- Europe’s hydro and nuclear output is declining, leading to mopre energy troubles.
- Renewables are struggling to fill the gap as wind and solar output increase.
- The EU may require increased LNG imports from the US to meet energy demands.
Last year, Europe was on the brink of an energy breakdown as Russian gas flows dried up and most of Europe doubled down on renewable energy.
The renewable energy bet paid off, in a way. Solar and wind electricity generation in Europe hit a record in 2022. In fact, for the first time in history, wind and solar together produced more electricity than natural gas-fired power plants.
There was just one problem with that. Lower hydro and nuclear output more than wiped out the significance of that record output.

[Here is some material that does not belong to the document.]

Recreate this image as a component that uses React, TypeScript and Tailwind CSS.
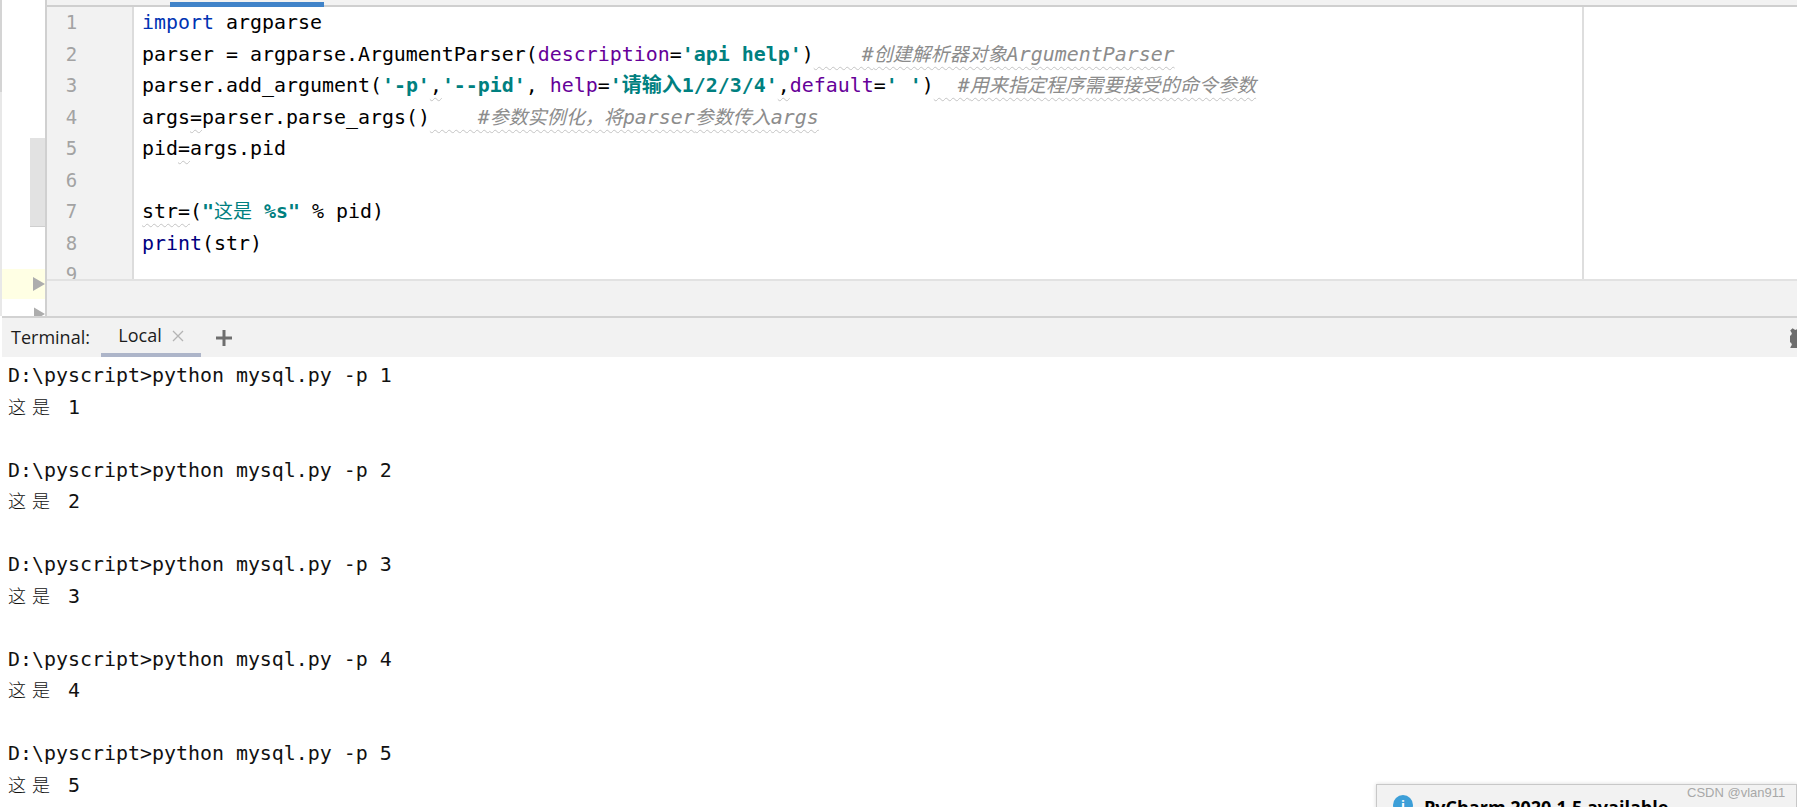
import React from "react";

const mono = "font-['DejaVu_Sans_Mono','Noto_Sans_CJK_SC',monospace]";
const wave = "underline decoration-wavy decoration-[#c4c4c4] decoration-1 underline-offset-[5px]";

const Str = ({ children }: { children: React.ReactNode }) => <span className="text-[#008080] font-bold">{children}</span>;
const Arg = ({ children }: { children: React.ReactNode }) => <span className="text-[#660099]">{children}</span>;
const Cjk = ({ children }: { children: React.ReactNode }) => <span className="text-[19px]">{children}</span>;
const Note = ({ children }: { children: React.ReactNode }) => <span className={wave}>{children}</span>;
const Comment = ({ children }: { children: React.ReactNode }) => (
  <span className={`italic text-[#8c8c8c] ${wave}`}>{children}</span>
);

const codeLines: React.ReactNode[] = [
  <><span className="text-[#0033b3]">import</span> argparse</>,
  <>
    parser = argparse.ArgumentParser(<Arg>description</Arg>=<Str>'api help'</Str>)
    <Comment>{"    #"}<Cjk>创建解析器对象</Cjk>ArgumentParser</Comment>
  </>,
  <>
    parser.add_argument(<Str>'-p'</Str><Note>,</Note><Str>'--pid'</Str>, <Arg>help</Arg>=<Str>'<span className="text-[20px]">请输入</span>1/2/3/4'</Str><Note>,</Note>
    <Arg>default</Arg>=<Str>' '</Str>)
    <Comment>{"  #"}<span className="text-[19.1px]">用来指定程序需要接受的命令参数</span></Comment>
  </>,
  <>
    args<Note>=</Note>parser.parse_args()
    <Comment>{"    #"}<Cjk>参数实例化，将</Cjk>parser<Cjk>参数传入</Cjk>args</Comment>
  </>,
  <>pid<Note>=</Note>args.pid</>,
  <>{" "}</>,
  <><Note>str=</Note>(<Str>"<span className="text-[19px] font-normal">这是</span> %s"</Str> % pid)</>,
  <><span className="text-[#000080]">print</span>(str)</>,
  <>{" "}</>,
];

const TermCn = ({ n }: { n: number }) => (
  <div className="flex">
    <span className="w-[24px] text-[18px] font-light">这</span>
    <span className="w-[24px] text-[18px] font-light">是</span>
    <span>{" "}{n}</span>
  </div>
);

const Triangle = ({ className }: { className: string }) => (
  <svg viewBox="0 0 12 14" className={className}>
    <path d="M0 0 L12 7 L0 14 Z" fill="#adadad" />
  </svg>
);

export default function App() {
  return (
    <div className={`w-[1797px] h-[807px] relative overflow-hidden bg-white text-[19.93px] text-black ${mono}`}>
      {/* upper: editor */}
      <div className="flex h-[316px]">
        <div className="w-[2px] flex flex-col bg-[#e8e8e8]">
          <div className="h-[92px] bg-[#d4d4d4]" />
        </div>
        <div className="w-[45px] border-r-[2px] border-[#d0d0d0] flex flex-col items-end">
          <div className="mt-[138px] w-[15px] h-[89px] bg-[#e2e2e2] border-b-[1px] border-[#cfcfcf]" />
          <div className="mt-[42px] w-full h-[30px] bg-[#ffffe4] flex justify-end pt-[8px]">
            <Triangle className="w-[12px] h-[14px]" />
          </div>
          <div className="mt-[8px] h-[9px] overflow-hidden">
            <Triangle className="w-[11px] h-[14px]" />
          </div>
        </div>
        <div className="flex-1 flex flex-col min-w-0">
          <div className="h-[7px] pt-[2px] pl-[123px] bg-[#f2f2f2] shadow-[inset_0_-2px_0_#cfcfcf]">
            <div className="w-[154px] h-full bg-[#4083c9]" />
          </div>
          <div className="h-[272px] flex overflow-hidden">
            <div className="w-[87px] bg-[#f2f2f2] border-r-[2px] border-[#dcdcdc] flex flex-col items-center pr-[36px] text-[#a3a3a3] text-[19px] leading-[31.5px]">
              {codeLines.map((_, i) => (
                <div key={i} className="h-[31.5px] shrink-0">{i + 1}</div>
              ))}
            </div>
            <div className="w-[1450px] border-r-[2px] border-[#dedede] pl-[8px] leading-[31.5px] whitespace-pre">
              {codeLines.map((line, i) => (
                <div key={i} className="h-[31.5px]">{line}</div>
              ))}
            </div>
            <div className="flex-1" />
          </div>
          <div className="flex-1 bg-[#f2f2f2] border-t-[2px] border-[#e2e2e2]" />
        </div>
      </div>

      {/* terminal tabs */}
      <div className="h-[41px] ml-[2px] bg-[#f2f2f2] border-t-[2px] border-[#d2d2d2] flex items-center pl-[9px] font-['Open_Sans',sans-serif] text-[18px] text-[#1c1c1c] overflow-hidden">
        <span className="w-[90px]">Terminal:</span>
        <div className="w-[100px] h-full flex items-center justify-center gap-[10px] border-b-[4px] border-[#adb5c9]">
          <span>Local</span>
          <svg viewBox="0 0 12 12" className="w-[12px] h-[12px]">
            <path d="M1 1 L11 11 M11 1 L1 11" stroke="#b4b4b4" strokeWidth="1.3" fill="none" />
          </svg>
        </div>
        <svg viewBox="0 0 16 16" className="w-[16px] h-[16px] ml-[15px]">
          <path d="M8 0 V16 M0 8 H16" stroke="#6e6e6e" strokeWidth="3" fill="none" />
        </svg>
        <svg viewBox="0 0 20 20" className="w-[20px] h-[20px] ml-auto mr-[-13px] shrink-0">
          <path
            fillRule="evenodd"
            d="M8 0h4l.6 3 2.2.9 2.6-1.7 2.4 2.4-1.7 2.6.9 2.2 3 .6v4l-3 .6-.9 2.2 1.7 2.6-2.4 2.4-2.6-1.7-2.2.9-.6 3H8l-.6-3-2.2-.9-2.6 1.7-2.4-2.4 1.7-2.6-.9-2.2-3-.6V8l3-.6.9-2.2L.2 2.6 2.6.2l2.6 1.7L7.4 1z M10 7a3 3 0 1 0 0 6 3 3 0 0 0 0-6z"
            fill="#6e6e6e"
          />
        </svg>
      </div>

      {/* terminal output */}
      <div className="ml-[2px] pl-[6px] pt-[3px] leading-[31.5px] whitespace-pre text-[#111]">
        {[1, 2, 3, 4, 5].map((n) => (
          <React.Fragment key={n}>
            <div className="h-[31.5px]">D:\pyscript&gt;python mysql.py -p {n}</div>
            <div className="h-[31.5px]"><TermCn n={n} /></div>
            {n < 5 && <div className="h-[31.5px]" />}
          </React.Fragment>
        ))}
      </div>

      {/* update notification */}
      <div className="absolute left-[1376px] top-[784px] w-[421px] h-[60px] bg-[#f2f2f2] border border-[#c8c8c8] shadow-[0_0_4px_rgba(0,0,0,0.15)] flex items-start pl-[16px] pt-[10px] gap-[11px] font-['Open_Sans',sans-serif]">
        <div className="w-[20px] h-[20px] rounded-full bg-[#3d9fd8] text-white text-[13px] font-bold flex items-center justify-center leading-none">i</div>
        <span className="font-bold text-[18px] leading-[24px] text-black">PyCharm 2020.1.5 available</span>
      </div>
      <div className="absolute left-[1687px] top-[785px] text-[13px] leading-[16px] text-[#a8a8a8] font-['Liberation_Sans',sans-serif]">CSDN @vlan911</div>
    </div>
  );
}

Droughts were severe in Europe last year. They threatened major trade routes such as the Rhein in Germany and the Po in Italy. And they also caused severe declines in hydropower electricity output. For example, in Spain, hydropower output dropped by almost half because of the droughts. All this might repeat this year as well.
Meanwhile, nuclear wasn’t doing so swell, either. France suddenly found that years of underinvestment in maintenance would have consequences: emergency reactor shutdowns for repairs and maintenance.
The problems cost EDF a massive annual loss of $19 billion as half of its reactors had to be shut down for maintenance. Most blamed the pandemic, but nuclear experts such as Mark Nelson saw the roots of the problem much further into the past when France decided to bet on renewables over nuclear.